Let’s now see some DR strategy of real-world examples.

Example 1: E-commerce Platform

Business Requirements:

• Peak season revenue: $50K/hour

• Customer trust is paramount

• Global customer base

DR Design:

• Database: RDS with Cross-Region Read Replicas (RPO: <5 minutes)

• Application: Warm standby in secondary region with Auto Scaling (RTO: 10 minutes)

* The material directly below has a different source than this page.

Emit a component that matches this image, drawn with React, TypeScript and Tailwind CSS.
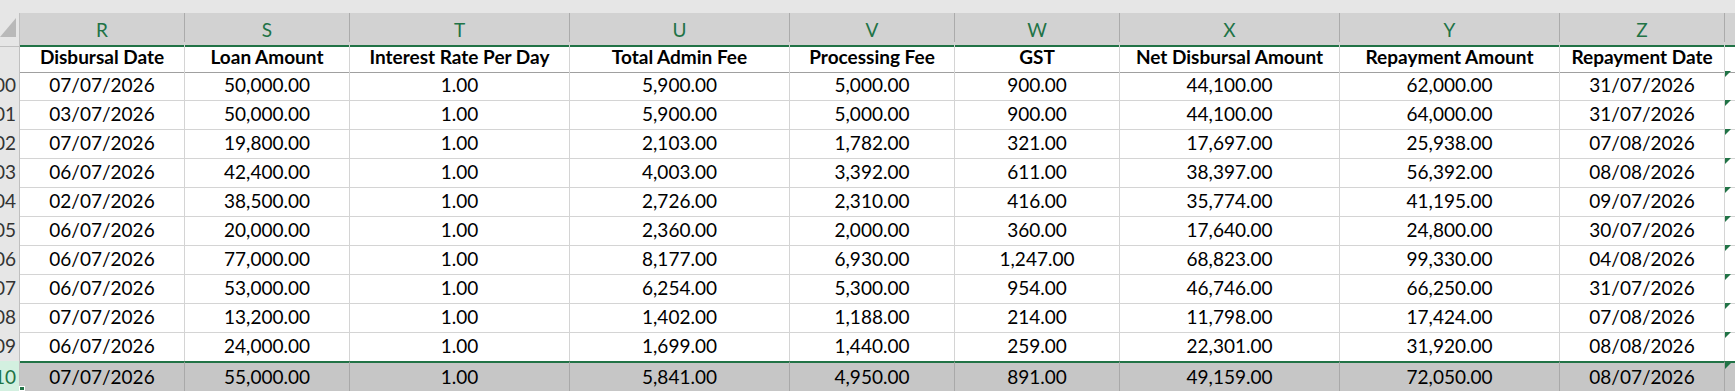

• Static Assets: CloudFront with S3 Cross-Region Replication

• DNS: Route 53 health checks for automatic failover

Result: RTO of 10 minutes, RPO of 5 minutes, ~40% additional infrastructure cost

Example 2: Internal HR System

Business Requirements:

• Used during business hours only

• Acceptable downtime: Half a day

• Budget-conscious

DR Design:

• Database: Daily RDS snapshots with cross-region copy

• Application: AMI-based recovery with documented runbooks

• Storage: S3 Cross-Region Replication for critical documents

Result: RTO of 4-6 hours, RPO of 24 hours, <10% additional infrastructure cost

Example 3: Financial Trading Platform

Business Requirements:

• Every minute of downtime = regulatory issues

• Data loss is unacceptable

• Cost is secondary to availability

DR Design:

• Database: RDS Multi-AZ with synchronous replication

• Application: Multi-region active/active deployment

• Real-time data: Kinesis with cross-region replication

• Load balancing: Global Load Balancer with health checks

Result: RTO of <1 minute, RPO of near-zero, 100%+ infrastructure cost increase

The Bottom Line

Effective DR planning isn't about having the fastest, most expensive solution – it's about having the right solution for your business needs. Start with understanding your true RTO and RPO requirements, then design the most cost-effective solution that meets those needs.

The best DR strategy is one that balances business requirements, technical constraints, and budget realities while being simple enough that your team can execute it under pressure at 3 AM during an actual disaster.